- Directed by: Umberto Lenzi
- Screenplay by: Olga Pehar
- Story by: Umberto Lenzi
- Produced by: Joe D'Amato
- Cinematography: Jerry Phillips
- Music by: Carlo Maria Cordio
- Production company: Filmirage
- Release date: 1989;
- Running time: 95 minutes
- Country: United States
- Language: English

= Hitcher in the Dark =

Hitcher in the Dark (Paura nel buio) is a 1989 psychological thriller directed by Italian director Umberto Lenzi.

== Plot ==
Mark Glazer is a mentally disturbed young man, who has a sexual obsession for his dead mother. He drives around in his father's RV in order to pick up female hitchhikers to kidnap, assault, and murder so he can fulfill his sexual desires. One of the women he picks up is protagonist Daniela, who, unfortunately for her, strongly resembles his mother, and she is about to take her life's ride.

== Cast ==
- Joe Balogh as Mark Glazer
- Josie Bissett as Daniela Foster
- Jason Saucier as Kevin
- Robin Fox as Mark's Father

==Production==
Hitcher in the Dark was made by Umberto Lenzi for Filmirage for crediting him as Humphrey Humbert on Ghosthouse.

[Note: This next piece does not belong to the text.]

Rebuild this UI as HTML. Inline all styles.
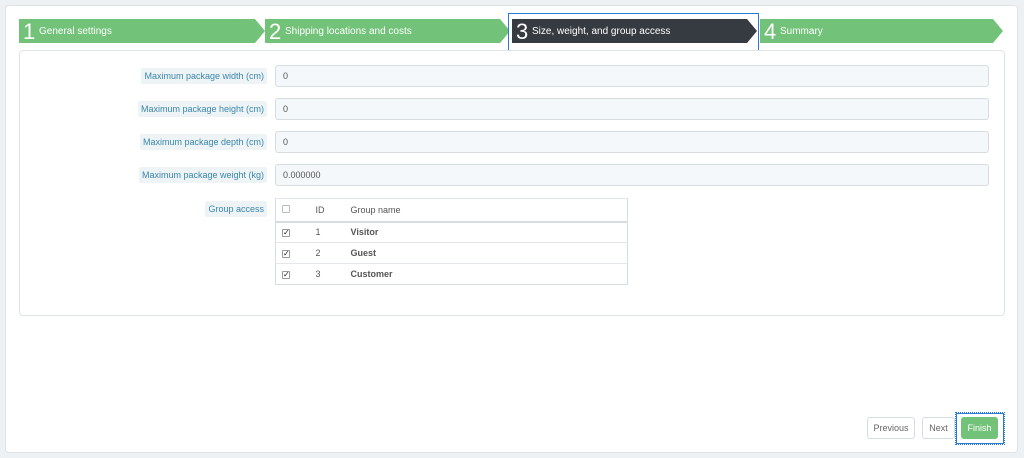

Lenzi claimed the film was influenced by The Collector while stating later concluding was disappointed with the film the ending of the film had to be changed.

==Release and reception==
Hitcher in the Dark was first released in 1989. In GoreZone, Loris Curci called it a "well-crafted psychological thriller in the style of Lenzi's giallo shockers."